Provided data ▸
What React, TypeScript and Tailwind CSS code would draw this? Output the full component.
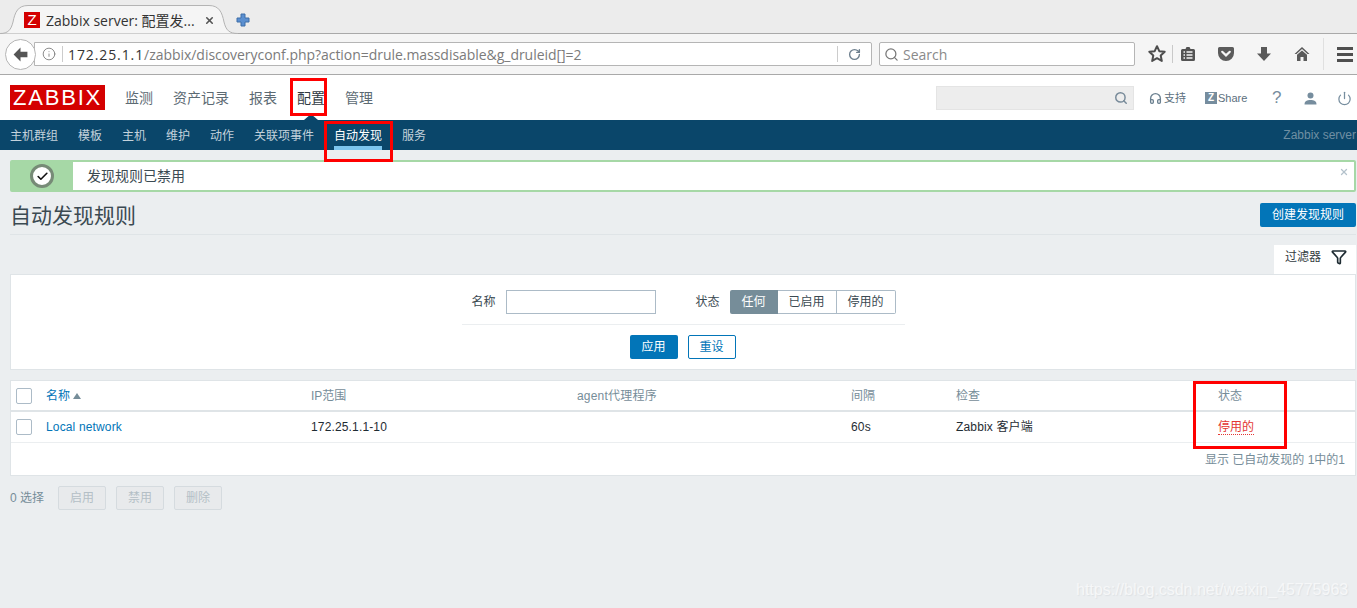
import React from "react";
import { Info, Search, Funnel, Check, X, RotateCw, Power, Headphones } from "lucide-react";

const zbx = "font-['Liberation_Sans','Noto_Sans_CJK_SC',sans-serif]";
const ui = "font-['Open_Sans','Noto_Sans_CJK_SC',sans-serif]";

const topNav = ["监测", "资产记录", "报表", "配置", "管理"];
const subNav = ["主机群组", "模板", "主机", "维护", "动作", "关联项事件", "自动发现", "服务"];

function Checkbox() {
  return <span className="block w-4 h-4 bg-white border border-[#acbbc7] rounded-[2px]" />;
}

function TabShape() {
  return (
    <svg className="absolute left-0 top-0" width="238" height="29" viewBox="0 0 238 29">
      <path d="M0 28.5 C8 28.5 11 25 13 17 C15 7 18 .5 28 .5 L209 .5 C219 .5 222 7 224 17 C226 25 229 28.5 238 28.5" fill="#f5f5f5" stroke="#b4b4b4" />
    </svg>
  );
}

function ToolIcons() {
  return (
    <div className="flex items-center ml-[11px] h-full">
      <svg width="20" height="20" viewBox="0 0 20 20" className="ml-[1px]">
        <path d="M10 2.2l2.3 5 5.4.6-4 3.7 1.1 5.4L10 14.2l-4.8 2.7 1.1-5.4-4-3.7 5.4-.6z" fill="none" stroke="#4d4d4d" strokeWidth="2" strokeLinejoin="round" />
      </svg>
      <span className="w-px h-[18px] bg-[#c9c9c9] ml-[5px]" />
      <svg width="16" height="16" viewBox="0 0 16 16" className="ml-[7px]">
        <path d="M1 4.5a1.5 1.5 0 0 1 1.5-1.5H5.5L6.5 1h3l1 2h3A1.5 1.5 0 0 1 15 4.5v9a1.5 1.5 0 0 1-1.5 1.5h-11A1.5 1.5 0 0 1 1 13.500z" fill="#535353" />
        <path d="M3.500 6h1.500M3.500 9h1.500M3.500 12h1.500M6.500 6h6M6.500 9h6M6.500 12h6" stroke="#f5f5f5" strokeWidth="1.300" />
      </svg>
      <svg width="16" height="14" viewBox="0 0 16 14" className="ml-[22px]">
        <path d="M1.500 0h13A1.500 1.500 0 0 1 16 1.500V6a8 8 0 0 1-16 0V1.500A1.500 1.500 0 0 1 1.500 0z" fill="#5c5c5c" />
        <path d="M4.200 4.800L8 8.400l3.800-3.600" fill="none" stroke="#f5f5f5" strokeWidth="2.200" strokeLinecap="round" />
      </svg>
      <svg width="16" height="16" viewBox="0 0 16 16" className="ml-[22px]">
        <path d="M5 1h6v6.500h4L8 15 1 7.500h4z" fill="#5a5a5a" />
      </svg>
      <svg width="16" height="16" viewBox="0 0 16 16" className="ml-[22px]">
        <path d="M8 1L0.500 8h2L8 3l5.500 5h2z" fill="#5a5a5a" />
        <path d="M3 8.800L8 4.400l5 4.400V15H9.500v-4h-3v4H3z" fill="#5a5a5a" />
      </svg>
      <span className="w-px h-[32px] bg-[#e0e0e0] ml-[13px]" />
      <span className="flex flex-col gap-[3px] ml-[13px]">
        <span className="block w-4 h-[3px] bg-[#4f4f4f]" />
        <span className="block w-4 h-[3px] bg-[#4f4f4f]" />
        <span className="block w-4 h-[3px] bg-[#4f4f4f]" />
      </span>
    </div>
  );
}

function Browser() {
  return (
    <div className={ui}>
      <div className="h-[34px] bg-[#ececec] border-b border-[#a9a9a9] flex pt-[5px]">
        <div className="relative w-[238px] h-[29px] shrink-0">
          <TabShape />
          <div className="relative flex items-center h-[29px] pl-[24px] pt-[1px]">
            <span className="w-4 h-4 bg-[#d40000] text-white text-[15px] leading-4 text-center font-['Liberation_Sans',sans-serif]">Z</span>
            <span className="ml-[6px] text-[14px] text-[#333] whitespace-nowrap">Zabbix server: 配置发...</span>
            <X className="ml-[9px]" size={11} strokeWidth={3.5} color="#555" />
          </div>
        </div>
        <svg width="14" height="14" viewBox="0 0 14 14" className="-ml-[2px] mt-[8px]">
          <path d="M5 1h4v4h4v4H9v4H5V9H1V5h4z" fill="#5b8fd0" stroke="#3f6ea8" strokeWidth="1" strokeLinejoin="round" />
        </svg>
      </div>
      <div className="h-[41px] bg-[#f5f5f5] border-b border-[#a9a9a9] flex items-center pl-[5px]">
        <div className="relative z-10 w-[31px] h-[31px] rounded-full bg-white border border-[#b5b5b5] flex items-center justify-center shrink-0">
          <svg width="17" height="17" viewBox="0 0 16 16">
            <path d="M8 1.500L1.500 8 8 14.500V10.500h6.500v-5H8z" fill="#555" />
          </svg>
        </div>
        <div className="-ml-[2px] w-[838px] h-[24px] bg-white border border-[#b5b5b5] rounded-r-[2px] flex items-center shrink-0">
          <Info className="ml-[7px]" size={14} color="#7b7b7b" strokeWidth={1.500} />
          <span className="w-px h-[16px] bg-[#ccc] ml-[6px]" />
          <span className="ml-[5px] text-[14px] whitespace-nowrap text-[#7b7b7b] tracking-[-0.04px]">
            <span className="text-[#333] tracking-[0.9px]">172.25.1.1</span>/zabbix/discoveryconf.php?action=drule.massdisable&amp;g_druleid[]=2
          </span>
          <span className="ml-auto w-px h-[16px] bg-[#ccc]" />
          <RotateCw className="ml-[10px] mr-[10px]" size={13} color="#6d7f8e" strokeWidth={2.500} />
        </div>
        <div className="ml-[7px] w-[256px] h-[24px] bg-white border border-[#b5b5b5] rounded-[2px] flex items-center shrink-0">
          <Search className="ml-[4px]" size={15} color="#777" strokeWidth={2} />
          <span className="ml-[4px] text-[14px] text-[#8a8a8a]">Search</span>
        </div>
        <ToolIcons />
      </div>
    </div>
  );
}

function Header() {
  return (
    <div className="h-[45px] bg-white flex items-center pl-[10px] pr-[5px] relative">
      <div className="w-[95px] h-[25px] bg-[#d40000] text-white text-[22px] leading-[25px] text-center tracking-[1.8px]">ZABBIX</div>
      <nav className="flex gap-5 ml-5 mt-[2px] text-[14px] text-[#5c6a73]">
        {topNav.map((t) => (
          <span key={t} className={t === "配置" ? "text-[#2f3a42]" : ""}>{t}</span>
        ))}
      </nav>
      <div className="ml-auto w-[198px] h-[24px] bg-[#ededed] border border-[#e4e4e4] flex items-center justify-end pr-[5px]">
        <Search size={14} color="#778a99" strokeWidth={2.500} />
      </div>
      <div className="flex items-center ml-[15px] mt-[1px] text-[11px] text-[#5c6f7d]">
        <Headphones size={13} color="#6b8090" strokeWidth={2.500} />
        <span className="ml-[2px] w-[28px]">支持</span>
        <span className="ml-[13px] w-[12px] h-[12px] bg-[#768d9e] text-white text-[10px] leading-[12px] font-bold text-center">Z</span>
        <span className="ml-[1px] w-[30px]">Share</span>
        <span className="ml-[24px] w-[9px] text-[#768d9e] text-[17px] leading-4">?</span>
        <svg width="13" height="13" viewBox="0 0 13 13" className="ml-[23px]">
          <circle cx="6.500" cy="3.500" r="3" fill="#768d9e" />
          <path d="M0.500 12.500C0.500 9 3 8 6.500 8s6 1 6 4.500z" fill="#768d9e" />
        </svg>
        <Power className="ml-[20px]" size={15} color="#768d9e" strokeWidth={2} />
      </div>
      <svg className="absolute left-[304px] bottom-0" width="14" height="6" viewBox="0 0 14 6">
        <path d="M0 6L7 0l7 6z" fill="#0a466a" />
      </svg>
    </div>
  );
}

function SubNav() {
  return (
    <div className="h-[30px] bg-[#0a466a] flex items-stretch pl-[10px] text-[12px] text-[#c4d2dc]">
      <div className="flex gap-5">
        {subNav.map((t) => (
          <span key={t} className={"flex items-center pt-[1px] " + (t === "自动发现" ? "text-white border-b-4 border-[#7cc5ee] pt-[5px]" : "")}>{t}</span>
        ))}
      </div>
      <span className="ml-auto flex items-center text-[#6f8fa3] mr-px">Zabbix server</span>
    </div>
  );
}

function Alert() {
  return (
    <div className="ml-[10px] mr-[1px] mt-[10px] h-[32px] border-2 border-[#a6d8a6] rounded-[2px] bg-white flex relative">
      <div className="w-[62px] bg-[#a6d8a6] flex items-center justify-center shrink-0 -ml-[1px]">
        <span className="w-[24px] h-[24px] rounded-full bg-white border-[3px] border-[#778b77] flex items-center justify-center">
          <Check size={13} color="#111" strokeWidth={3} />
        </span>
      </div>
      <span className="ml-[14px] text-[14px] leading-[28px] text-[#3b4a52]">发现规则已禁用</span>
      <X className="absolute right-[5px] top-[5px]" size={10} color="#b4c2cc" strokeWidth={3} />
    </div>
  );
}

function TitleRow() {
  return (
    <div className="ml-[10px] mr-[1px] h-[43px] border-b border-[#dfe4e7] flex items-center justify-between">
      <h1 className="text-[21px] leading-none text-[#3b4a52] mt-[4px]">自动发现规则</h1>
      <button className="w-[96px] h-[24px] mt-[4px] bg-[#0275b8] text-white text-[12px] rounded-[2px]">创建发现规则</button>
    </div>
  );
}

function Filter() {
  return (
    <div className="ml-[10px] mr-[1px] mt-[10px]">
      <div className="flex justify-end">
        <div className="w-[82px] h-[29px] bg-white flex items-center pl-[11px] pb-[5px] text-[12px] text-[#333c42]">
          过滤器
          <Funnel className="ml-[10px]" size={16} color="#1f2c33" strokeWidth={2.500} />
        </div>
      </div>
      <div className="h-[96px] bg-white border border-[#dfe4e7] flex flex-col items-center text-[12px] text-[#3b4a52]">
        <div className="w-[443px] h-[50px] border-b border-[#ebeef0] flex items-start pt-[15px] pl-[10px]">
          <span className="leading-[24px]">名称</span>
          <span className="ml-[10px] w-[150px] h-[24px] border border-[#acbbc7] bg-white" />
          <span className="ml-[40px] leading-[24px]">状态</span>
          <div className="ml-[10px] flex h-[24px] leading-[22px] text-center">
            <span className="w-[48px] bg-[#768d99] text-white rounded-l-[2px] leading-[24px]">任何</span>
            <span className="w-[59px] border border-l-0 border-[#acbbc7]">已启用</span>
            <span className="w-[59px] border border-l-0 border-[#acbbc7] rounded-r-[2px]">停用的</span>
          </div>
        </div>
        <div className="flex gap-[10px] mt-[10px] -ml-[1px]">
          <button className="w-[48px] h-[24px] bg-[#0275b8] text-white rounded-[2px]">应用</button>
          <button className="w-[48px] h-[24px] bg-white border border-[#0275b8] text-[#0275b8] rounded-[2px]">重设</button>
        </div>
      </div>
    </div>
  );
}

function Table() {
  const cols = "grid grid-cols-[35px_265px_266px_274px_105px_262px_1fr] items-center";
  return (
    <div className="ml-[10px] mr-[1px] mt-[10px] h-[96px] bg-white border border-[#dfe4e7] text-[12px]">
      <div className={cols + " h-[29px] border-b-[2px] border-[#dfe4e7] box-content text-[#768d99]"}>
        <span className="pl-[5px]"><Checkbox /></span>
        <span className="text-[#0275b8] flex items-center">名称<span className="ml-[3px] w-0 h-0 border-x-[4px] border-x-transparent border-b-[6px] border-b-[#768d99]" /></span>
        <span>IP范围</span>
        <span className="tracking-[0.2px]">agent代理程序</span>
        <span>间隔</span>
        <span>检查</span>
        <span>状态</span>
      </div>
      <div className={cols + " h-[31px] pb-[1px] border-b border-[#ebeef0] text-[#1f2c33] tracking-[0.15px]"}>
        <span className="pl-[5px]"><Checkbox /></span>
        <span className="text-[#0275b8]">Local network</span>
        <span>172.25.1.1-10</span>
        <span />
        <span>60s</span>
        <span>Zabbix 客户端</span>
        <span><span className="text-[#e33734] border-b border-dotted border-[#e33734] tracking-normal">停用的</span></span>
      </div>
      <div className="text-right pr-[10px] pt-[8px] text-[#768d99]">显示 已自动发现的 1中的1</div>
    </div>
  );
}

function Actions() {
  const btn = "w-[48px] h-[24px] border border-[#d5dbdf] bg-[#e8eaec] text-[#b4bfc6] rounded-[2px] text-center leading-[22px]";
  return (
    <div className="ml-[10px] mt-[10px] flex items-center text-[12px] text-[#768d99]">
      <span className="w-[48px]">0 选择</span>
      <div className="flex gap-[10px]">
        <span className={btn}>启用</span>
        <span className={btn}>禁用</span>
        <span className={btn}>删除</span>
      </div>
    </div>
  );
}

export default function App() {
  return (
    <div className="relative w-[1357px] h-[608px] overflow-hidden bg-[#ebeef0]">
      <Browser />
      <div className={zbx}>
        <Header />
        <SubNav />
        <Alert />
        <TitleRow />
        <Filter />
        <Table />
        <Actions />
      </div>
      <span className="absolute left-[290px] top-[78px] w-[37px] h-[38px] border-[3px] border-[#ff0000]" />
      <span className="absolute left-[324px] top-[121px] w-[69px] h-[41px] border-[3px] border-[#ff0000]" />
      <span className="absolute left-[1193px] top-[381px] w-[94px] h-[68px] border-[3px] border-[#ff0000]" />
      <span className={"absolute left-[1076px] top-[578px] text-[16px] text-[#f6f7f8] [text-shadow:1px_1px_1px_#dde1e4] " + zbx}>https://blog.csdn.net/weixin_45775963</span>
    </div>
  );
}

Task objective ▸ Leave out any pictures and return exactly the lines from the beginning of the data through the line with "RotateCw, Power, Headphones", inclusive.

Finished task ▸
What React, TypeScript and Tailwind CSS code would draw this? Output the full component.
import React from "react";
import { Info, Search, Funnel, Check, X, RotateCw, Power, Headphones } from "lucide-react";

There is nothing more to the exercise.